## SHORT PROBLEM
For each line below that includes the word "source", make a copy.

## RECORD SET
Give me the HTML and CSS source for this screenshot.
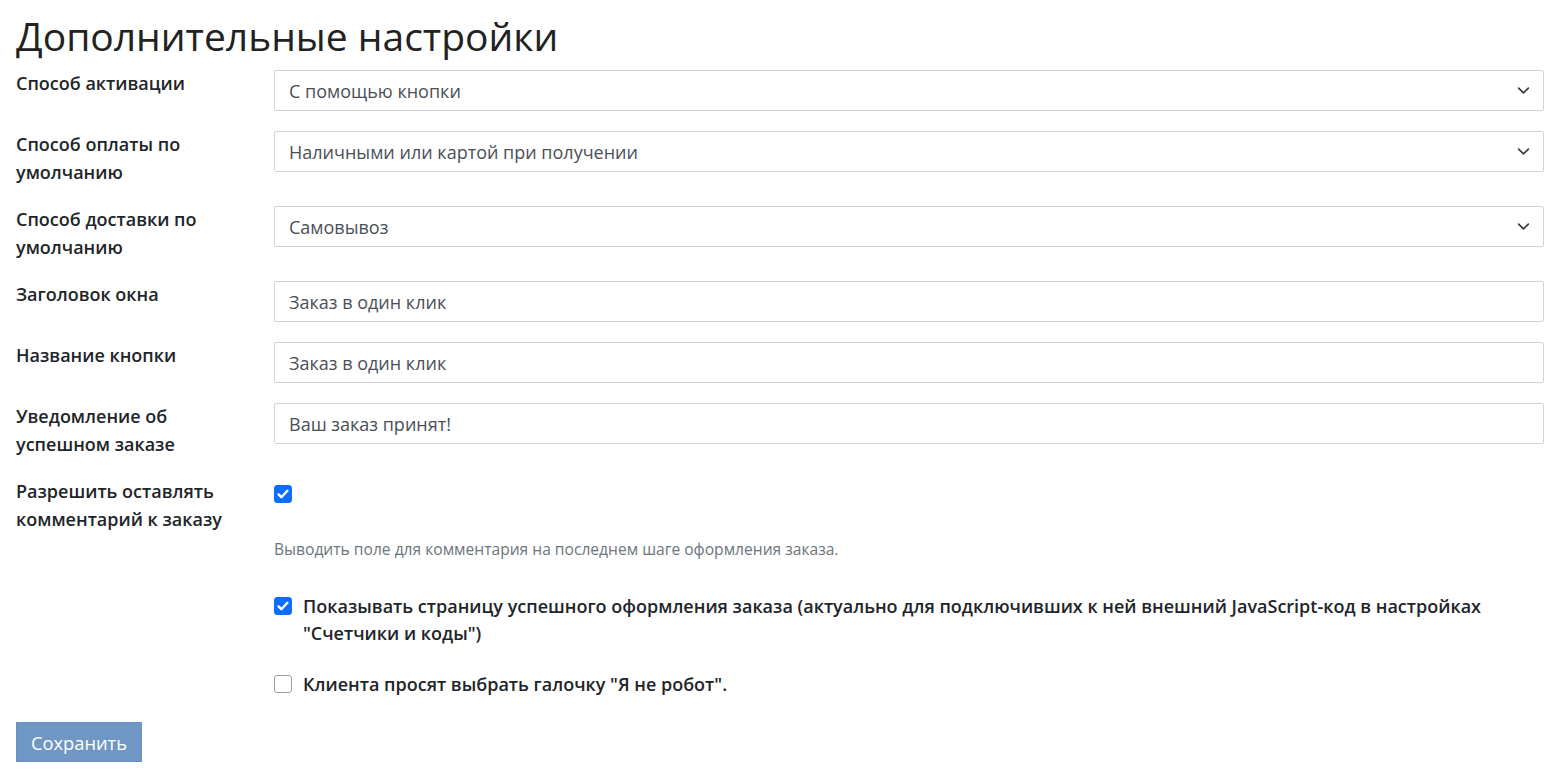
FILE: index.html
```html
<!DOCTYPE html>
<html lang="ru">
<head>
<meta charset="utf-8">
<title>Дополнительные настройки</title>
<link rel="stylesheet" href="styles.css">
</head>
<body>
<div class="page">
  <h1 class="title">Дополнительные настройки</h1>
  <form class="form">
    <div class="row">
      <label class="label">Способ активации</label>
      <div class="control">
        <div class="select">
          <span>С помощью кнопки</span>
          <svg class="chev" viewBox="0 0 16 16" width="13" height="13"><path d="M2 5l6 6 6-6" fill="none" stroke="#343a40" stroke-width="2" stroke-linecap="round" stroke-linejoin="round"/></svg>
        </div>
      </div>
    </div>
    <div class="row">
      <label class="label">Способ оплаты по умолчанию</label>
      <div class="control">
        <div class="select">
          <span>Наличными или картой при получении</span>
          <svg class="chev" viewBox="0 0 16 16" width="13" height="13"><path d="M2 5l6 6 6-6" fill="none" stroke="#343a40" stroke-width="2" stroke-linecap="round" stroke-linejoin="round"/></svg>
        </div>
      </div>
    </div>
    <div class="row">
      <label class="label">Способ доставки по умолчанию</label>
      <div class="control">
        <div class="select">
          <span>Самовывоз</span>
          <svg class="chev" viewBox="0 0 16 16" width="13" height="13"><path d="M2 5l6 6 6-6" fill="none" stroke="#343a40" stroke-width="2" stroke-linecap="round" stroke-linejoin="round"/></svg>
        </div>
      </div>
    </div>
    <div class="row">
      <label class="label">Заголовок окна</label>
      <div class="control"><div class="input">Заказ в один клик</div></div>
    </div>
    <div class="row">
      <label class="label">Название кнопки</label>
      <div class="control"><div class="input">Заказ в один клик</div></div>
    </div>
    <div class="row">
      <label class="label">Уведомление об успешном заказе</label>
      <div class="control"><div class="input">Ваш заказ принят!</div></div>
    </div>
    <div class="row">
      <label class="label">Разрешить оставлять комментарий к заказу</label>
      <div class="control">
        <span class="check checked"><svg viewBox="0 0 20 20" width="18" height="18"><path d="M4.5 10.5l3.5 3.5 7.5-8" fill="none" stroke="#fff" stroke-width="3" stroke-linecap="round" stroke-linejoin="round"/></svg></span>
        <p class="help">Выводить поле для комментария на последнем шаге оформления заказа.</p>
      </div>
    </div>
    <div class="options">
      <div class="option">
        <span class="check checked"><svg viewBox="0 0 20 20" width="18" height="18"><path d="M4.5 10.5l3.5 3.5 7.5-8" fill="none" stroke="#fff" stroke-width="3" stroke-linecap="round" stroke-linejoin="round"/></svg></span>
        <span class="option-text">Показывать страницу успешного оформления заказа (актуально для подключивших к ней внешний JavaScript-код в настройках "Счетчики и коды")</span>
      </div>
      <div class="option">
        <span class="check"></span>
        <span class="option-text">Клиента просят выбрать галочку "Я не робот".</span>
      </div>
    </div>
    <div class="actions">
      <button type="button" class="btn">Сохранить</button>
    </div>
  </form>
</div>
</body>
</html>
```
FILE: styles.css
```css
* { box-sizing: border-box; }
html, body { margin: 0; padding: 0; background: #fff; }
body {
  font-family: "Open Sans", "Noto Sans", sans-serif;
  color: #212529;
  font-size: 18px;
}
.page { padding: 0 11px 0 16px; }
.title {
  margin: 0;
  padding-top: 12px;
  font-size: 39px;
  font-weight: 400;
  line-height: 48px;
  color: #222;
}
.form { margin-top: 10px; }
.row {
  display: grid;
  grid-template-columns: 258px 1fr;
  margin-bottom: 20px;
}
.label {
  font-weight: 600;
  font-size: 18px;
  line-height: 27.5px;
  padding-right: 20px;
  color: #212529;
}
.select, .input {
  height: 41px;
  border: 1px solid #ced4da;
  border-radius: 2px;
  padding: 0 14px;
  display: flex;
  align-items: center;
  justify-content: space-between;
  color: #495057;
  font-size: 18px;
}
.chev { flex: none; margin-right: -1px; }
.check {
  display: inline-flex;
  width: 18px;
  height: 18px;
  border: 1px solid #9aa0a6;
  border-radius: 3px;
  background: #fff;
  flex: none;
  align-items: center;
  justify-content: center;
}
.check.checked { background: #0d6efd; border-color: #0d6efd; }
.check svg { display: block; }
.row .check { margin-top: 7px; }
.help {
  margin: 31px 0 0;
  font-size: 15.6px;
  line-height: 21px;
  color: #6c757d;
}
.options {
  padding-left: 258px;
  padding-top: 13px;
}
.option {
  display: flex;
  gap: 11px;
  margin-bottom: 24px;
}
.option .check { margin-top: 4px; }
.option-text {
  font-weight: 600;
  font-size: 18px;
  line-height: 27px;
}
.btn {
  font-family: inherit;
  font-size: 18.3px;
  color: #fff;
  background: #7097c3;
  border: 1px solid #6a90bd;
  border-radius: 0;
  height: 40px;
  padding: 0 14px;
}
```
--
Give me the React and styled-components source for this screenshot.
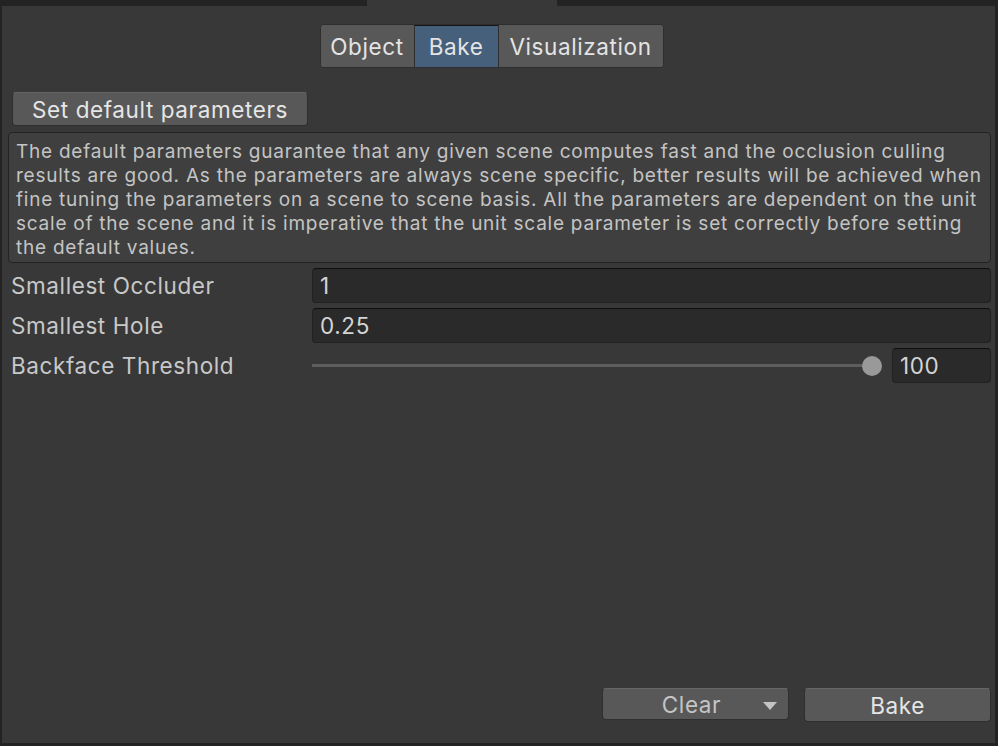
--
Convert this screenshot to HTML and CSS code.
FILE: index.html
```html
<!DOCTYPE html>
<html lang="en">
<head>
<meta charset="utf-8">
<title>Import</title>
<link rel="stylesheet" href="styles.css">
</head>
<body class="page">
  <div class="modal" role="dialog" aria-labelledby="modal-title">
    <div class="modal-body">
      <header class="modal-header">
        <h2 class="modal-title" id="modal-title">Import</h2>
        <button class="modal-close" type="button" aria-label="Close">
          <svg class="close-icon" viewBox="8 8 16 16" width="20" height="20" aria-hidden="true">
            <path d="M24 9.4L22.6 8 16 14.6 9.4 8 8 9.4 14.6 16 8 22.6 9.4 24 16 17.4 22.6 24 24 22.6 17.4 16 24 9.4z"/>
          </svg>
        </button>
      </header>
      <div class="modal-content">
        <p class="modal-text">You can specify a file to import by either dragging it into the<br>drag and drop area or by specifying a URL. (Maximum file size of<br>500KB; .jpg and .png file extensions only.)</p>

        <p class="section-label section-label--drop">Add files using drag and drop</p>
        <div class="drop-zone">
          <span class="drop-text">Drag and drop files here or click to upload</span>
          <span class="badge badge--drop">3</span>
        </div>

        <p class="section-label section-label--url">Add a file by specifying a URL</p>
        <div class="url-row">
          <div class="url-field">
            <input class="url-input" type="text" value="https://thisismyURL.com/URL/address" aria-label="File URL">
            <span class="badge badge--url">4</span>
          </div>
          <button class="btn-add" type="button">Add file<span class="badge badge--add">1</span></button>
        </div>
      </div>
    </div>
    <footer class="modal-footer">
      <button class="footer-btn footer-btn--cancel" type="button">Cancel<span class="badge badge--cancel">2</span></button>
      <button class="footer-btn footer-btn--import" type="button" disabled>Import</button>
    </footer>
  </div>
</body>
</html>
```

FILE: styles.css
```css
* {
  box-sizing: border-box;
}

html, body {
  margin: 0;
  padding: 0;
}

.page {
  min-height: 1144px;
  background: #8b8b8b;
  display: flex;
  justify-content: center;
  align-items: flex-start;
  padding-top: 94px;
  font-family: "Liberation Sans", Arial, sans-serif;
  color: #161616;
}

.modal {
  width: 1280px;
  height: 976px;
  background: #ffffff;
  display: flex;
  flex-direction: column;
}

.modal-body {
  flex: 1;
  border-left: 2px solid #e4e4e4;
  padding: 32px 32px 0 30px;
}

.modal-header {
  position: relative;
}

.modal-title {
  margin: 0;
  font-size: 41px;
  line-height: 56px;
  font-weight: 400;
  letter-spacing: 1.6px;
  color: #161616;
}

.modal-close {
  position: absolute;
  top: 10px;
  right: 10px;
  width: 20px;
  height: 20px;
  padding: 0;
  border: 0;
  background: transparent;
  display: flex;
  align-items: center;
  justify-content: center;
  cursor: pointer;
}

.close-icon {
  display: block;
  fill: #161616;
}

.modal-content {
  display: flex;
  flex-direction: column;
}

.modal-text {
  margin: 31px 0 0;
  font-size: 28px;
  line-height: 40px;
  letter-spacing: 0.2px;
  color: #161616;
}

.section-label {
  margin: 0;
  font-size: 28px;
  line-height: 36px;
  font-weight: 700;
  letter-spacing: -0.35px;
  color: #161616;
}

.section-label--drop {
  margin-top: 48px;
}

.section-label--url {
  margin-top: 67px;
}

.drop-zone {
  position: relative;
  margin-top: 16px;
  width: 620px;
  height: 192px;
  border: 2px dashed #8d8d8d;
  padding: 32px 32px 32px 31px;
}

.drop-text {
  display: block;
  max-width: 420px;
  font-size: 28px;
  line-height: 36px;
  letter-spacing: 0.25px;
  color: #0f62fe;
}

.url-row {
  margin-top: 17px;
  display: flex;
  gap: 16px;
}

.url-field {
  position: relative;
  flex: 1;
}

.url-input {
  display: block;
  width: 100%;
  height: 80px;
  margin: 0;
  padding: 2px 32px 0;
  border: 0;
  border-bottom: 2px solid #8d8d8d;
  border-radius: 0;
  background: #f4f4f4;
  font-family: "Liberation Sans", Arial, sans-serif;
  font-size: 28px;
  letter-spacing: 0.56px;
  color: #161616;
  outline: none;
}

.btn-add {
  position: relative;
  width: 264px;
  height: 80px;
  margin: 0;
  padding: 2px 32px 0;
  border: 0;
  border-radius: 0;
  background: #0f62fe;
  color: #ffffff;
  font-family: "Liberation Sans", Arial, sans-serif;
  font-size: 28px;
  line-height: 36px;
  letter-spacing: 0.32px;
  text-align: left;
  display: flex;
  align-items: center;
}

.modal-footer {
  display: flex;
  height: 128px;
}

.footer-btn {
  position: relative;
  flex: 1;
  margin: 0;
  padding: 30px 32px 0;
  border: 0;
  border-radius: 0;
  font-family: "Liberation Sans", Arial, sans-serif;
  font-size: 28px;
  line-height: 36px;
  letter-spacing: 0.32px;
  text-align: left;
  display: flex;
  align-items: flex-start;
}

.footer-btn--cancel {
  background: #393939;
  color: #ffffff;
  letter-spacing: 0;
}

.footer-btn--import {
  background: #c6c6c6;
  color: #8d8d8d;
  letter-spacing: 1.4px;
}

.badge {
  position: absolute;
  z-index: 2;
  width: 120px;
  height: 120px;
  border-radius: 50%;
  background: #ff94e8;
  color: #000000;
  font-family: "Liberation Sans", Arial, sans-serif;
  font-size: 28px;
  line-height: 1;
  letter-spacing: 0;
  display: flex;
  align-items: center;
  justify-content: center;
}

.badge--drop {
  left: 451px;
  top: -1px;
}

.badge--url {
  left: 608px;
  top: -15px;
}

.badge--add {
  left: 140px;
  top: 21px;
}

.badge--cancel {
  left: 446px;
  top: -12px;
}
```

## TASK RESPONSE
Give me the HTML and CSS source for this screenshot.
Give me the React and styled-components source for this screenshot.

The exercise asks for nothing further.